Kumanan keeps a hawk eye on races, events and results across the world, devours sailing news, follows social media developments on what sailors across the world are up to and has world rankings of Nethra's fellow Laser Radial sailors on his fingertips. "Once in a while, it comes in handy to have all that information of the competition field. For this event, I really didn't need to do much work. She was an overriding favorite right from the start."

"There isn't enough competition either to build you or push you as an athlete back in India, unlike in Europe.

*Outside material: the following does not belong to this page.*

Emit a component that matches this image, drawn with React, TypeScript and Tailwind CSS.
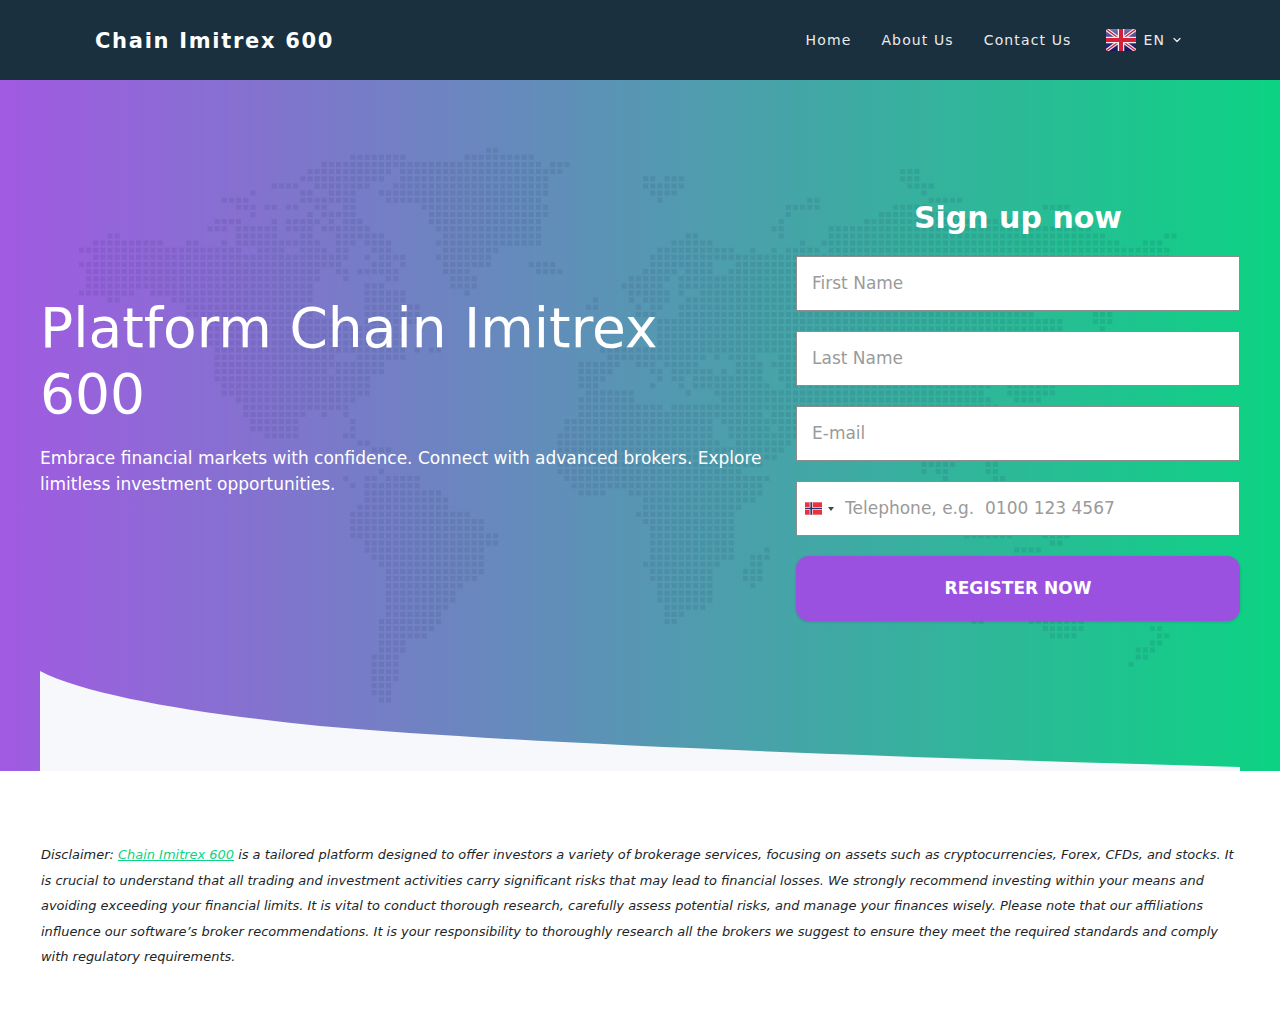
import { ChevronDown } from "lucide-react";

// dot map, row index -> pairs of start/end x in page pixels
const MAP_ROWS: number[][] = [
  [483, 497],
  [348, 403, 463, 532],
  [320, 540, 548, 568],
  [307, 390, 398, 560, 897, 917],
  [298, 382, 398, 547, 642, 653, 662, 688, 897, 923],
  [270, 297, 313, 368, 390, 547, 642, 682, 905, 938],
  [248, 260, 298, 312, 327, 360, 377, 547, 648, 675, 920, 923],
  [220, 247, 298, 360, 385, 540, 655, 660, 805, 823, 927, 960],
  [235, 253, 263, 277, 283, 297, 313, 327, 343, 353, 420, 547, 783, 817, 892, 927, 1040, 1067],
  [248, 255, 307, 312, 320, 353, 427, 547, 783, 788, 877, 960],
  [213, 240, 270, 277, 285, 318, 327, 333, 342, 362, 427, 540, 777, 788, 863, 1040],
  [205, 225, 235, 277, 285, 312, 320, 368, 433, 540, 770, 782, 827, 1090],
  [105, 118, 235, 277, 298, 312, 335, 382, 442, 540, 685, 697, 777, 788, 827, 1107, 1162, 1175],
  [92, 162, 185, 197, 220, 225, 235, 318, 335, 355, 363, 390, 433, 540, 670, 710, 800, 803, 820, 1117, 1140, 1160],
  [78, 240, 257, 283, 298, 327, 335, 347, 370, 390, 442, 500, 655, 732, 748, 753, 770, 775, 783, 817, 827, 1173],
  [92, 347, 363, 370, 377, 403, 435, 495, 648, 1170],
  [78, 340, 370, 390, 398, 410, 442, 495, 527, 553, 648, 717, 733, 1170],
  [85, 318, 335, 347, 357, 397, 442, 470, 533, 560, 642, 675, 683, 717, 725, 1170],
  [85, 318, 342, 347, 383, 397, 448, 475, 627, 668, 677, 1170],
  [85, 312, 363, 383, 448, 475, 620, 660, 677, 1170],
  [78, 132, 148, 312, 363, 403, 463, 468, 627, 668, 677, 683, 698, 1170],
  [105, 118, 170, 312, 363, 410, 592, 597, 627, 633, 642, 668, 683, 1170],
  [185, 312, 363, 418, 585, 597, 635, 640, 648, 660, 677, 1170],
  [185, 312, 363, 418, 635, 653, 677, 1038, 1090, 1110],
  [200, 347, 363, 418, 657, 1060, 1090, 1110],
  [207, 397, 657, 1060, 1100, 1103],
  [207, 403, 657, 1040],
  [207, 403, 657, 1040],
  [213, 403, 413, 418, 427, 440, 598, 1040],
  [213, 337, 357, 410, 605, 703, 712, 718, 727, 753, 777, 1040],
  [213, 382, 577, 618, 633, 653, 663, 697, 733, 762, 770, 1040],
  [213, 327, 335, 382, 577, 612, 648, 662, 670, 712, 720, 725, 733, 760, 777, 1040],
  [213, 368, 577, 603, 655, 660, 670, 683, 692, 760, 777, 1040],
  [220, 368, 577, 597, 648, 653, 677, 682, 692, 768, 785, 990, 1003, 1053],
  [220, 368, 583, 632, 683, 688, 712, 983, 1007, 1053],
  [235, 360, 577, 638, 720, 990, 1013, 1040],
  [242, 347, 577, 660, 670, 1000],
  [242, 303, 320, 327, 342, 347, 577, 760, 770, 1000],
  [248, 297, 348, 355, 563, 710, 720, 1000],
  [248, 297, 348, 355, 563, 717, 727, 768, 777, 1000],
  [263, 297, 342, 355, 557, 717, 727, 1000],
  [357, 368, 557, 723, 733, 790],
  [373, 390, 557, 787],
  [557, 775],
  [557, 760, 920, 955, 983, 997],
  [377, 382, 557, 743, 920, 925, 933, 952, 983, 997],
  [340, 345, 363, 377, 385, 418, 563, 768, 942, 945, 990, 1003],
  [348, 353, 363, 418, 570, 760],
  [363, 440, 577, 603, 627, 760],
  [363, 447, 642, 753],
  [357, 447, 642, 745],
  [348, 468, 635, 738],
  [348, 488, 642, 732],
  [348, 488, 648, 732],
  [348, 497, 648, 732, 962, 1010, 1040, 1067],
  [363, 497, 648, 732, 1048, 1060],
  [363, 482, 648, 732, 762, 768, 1012, 1040],
  [370, 482, 648, 732, 748, 768],
  [377, 482, 642, 723, 748, 760],
  [385, 482, 648, 717, 742, 760],
  [385, 475, 648, 717, 742, 760],
  [385, 460, 655, 717, 748, 753],
  [385, 453, 655, 710],
  [385, 453, 655, 710],
  [385, 447, 662, 703],
  [385, 440, 662, 688],
  [377, 440, 662, 675, 970, 982, 1027, 1082],
  [377, 432, 1040, 1082, 1148, 1160],
  [377, 425, 1048, 1075, 1155, 1167],
  [377, 410, 1148, 1160],
  [377, 403, 1132, 1158],
  [370, 397, 1132, 1152],
  [370, 397, 1125, 1137],
  [370, 397],
  [370, 397],
  [370, 390],
  [370, 390],
  [377, 390],
];

const PITCH = 7.14;

function buildMapPath() {
  let d = "";
  MAP_ROWS.forEach((row, i) => {
    const y = 150.2 + PITCH * i - 80 - 2.5;
    for (let r = 0; r < row.length; r += 2) {
      const from = Math.round((row[r] - 78) / PITCH);
      const to = Math.round((row[r + 1] - 78) / PITCH);
      for (let k = from; k < Math.max(to, from + 1); k++) {
        const x = 78 + PITCH * k + 1;
        d += `M${x.toFixed(1)} ${y.toFixed(1)}h5v5h-5z`;
      }
    }
  });
  return d;
}

const mapPath = buildMapPath();

function UkFlag() {
  return (
    <svg width="30" height="22" viewBox="0 0 60 44" className="shrink-0">
      <defs>
        <linearGradient id="ukBlue" x1="0" y1="0" x2="0" y2="1">
          <stop offset="0" stopColor="#7a74ad" />
          <stop offset="0.5" stopColor="#33307f" />
          <stop offset="1" stopColor="#15145f" />
        </linearGradient>
      </defs>
      <rect width="60" height="44" fill="url(#ukBlue)" />
      <path d="M0 0L60 44M60 0L0 44" stroke="#eee6ea" strokeWidth="7" />
      <path d="M0 0L60 44M60 0L0 44" stroke="#c8203c" strokeWidth="2.5" />
      <path d="M30 0V44M0 22H60" stroke="#f3edf0" strokeWidth="13" />
      <path d="M30 0V44M0 22H60" stroke="#d5203a" strokeWidth="8" />
    </svg>
  );
}

function NoFlag() {
  return (
    <svg width="17" height="13" viewBox="0 0 22 16" className="shrink-0">
      <rect width="22" height="16" fill="#e8323f" />
      <path d="M8 0V16M0 8H22" stroke="#f4f4f4" strokeWidth="4" />
      <path d="M8 0V16M0 8H22" stroke="#27346e" strokeWidth="2" />
    </svg>
  );
}

const inputClass =
  "h-[55px] w-full border border-[#8d8d8d] bg-white px-[15px] pb-[2px] text-[17px] text-[#495057] outline-none placeholder:text-[#9a9a9a]";

export default function App() {
  return (
    <div className="min-h-[1024px] bg-white font-['DejaVu_Sans',sans-serif]">
      {/* Header */}
      <header className="flex h-20 items-center justify-between bg-[#1a303e] pl-[95px] pr-[97px]">
        <a className="mt-1 text-[21px] font-bold tracking-[1.7px] text-white">
          Chain Imitrex 600
        </a>
        <nav className="flex items-center gap-[30px] text-[14px] tracking-[1.12px] text-[#ebebeb]">
          <a>Home</a>
          <a>About Us</a>
          <a>Contact Us</a>
          <div className="ml-[5px] flex items-center">
            <UkFlag />
            <span className="ml-[7px]">EN</span>
            <ChevronDown size={12} strokeWidth={2.5} className="ml-[6px]" />
          </div>
        </nav>
      </header>

      {/* Hero */}
      <section className="relative h-[691px] bg-[linear-gradient(90deg,#a15ae2,#0cd383)]">
        <svg
          width="1280"
          height="691"
          className="absolute left-0 top-0"
          viewBox="0 0 1280 691"
        >
          <path d={mapPath} fill="#1d2a5c" fillOpacity="0.1" />
        </svg>
        <svg
          width="1200"
          height="100"
          viewBox="0 0 1200 100"
          className="absolute bottom-0 left-10"
        >
          <path
            d="M0 0C50 26 170 44 280 55C500 74 850 86 1200 96V100H0Z"
            fill="#f6f8fb"
          />
        </svg>

        <div className="relative flex px-10 pt-[120px]">
          <div className="w-[756px] shrink-0 pt-[95px] text-white">
            <h1 className="w-[700px] text-[55px] font-normal leading-[66px]">
              Platform Chain Imitrex 600
            </h1>
            <p className="mt-[18px] text-[17px] leading-[26px]">
              Embrace financial markets with confidence. Connect with advanced
              brokers. Explore limitless investment opportunities.
            </p>
          </div>

          <form className="flex flex-1 flex-col gap-5">
            <h2 className="text-center text-[30px] font-bold leading-[36px] text-white">
              Sign up now
            </h2>
            <input className={inputClass} placeholder="First Name" />
            <input className={inputClass} placeholder="Last Name" />
            <input className={inputClass} placeholder="E-mail" />
            <div className="flex h-[55px] items-center border border-[#8d8d8d] bg-white">
              <div className="ml-[8px] flex items-center">
                <NoFlag />
                <span className="ml-[6px] h-0 w-0 border-x-[3px] border-t-[4px] border-x-transparent border-t-[#444]" />
              </div>
              <input
                className="ml-[11px] h-full min-w-0 flex-1 pb-[2px] pr-3 text-[17px] text-[#495057] outline-none placeholder:text-[#9a9a9a]"
                placeholder={"Telephone, e.g.\u00a0 0100 123 4567"}
              />
            </div>
            <button
              type="button"
              className="h-[65px] rounded-[13px] bg-[#9a51e0] text-[17px] font-bold text-white shadow-[0_1px_3px_rgba(0,0,0,0.15)]"
            >
              REGISTER NOW
            </button>
          </form>
        </div>
      </section>

      {/* Disclaimer */}
      <section className="pb-[50px] pl-[41px] pr-10 pt-[71px]">
        <p className="text-[12.96px] italic leading-[25.5px] text-[#212529]">
          Disclaimer:{" "}
          <a className="text-[#0cd383] underline">Chain Imitrex 600</a> is a
          tailored platform designed to offer investors a variety of brokerage
          services, focusing on assets such as cryptocurrencies, Forex, CFDs,
          and stocks. It is crucial to understand that all trading and
          investment activities carry significant risks that may lead to
          financial losses. We strongly recommend investing within your means
          and avoiding exceeding your financial limits. It is vital to conduct
          thorough research, carefully assess potential risks, and manage your
          finances wisely. Please note that our affiliations influence our
          software’s broker recommendations. It is your responsibility to
          thoroughly research all the brokers we suggest to ensure they meet
          the required standards and comply with regulatory requirements.
        </p>
      </section>
    </div>
  );
}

I'm glad things are gradually changing though." Nethra Kumanan

Kumanan took his kids, Nethra and Naveen, through a variety of outdoor sports when they were younger, during summer breaks from school. "Tennis, basketball, sailing, and somehow this stuck on," he says. "They wanted to keep going back. So I too spent whole days at the port trust (where the Tamil Nadu sailing association is located) while they sailed. Soon I began helping out the coaches and going into the waters with them and later went on to become a committee member in the federation. Nethra was also a trained Bharatnatyam dancer when she began sailing but slowly it was clear which of the two she couldn't let go."

A second-year mechanical engineering student, Nethra's biggest competition so far at the Enoshima Yacht Harbour in Fujisawa City, 50km south-east of Tokyo, is a little more than 100 days away. "Tokyo is going to be a huge learning curve for me," she says. "It'll help me understand what it takes so that I'm really prepared in 2-3 years for the next Games."

On Thursday, as the four Indian Olympic-bound sailors in their wetsuits and buoyancy aids, stood arms around each other, leaning against the sails and squinting in the sun, Nethra could only think of how she got there.

"I really hope since so many of us have qualified, it'll get more people in India to try out the sport. It's how I started. For a lark, at a summer camp. If you put time into it, it's so worth it. The sense of freedom you get out there - in the middle of the ocean, just you, your boat and the wind, is something else."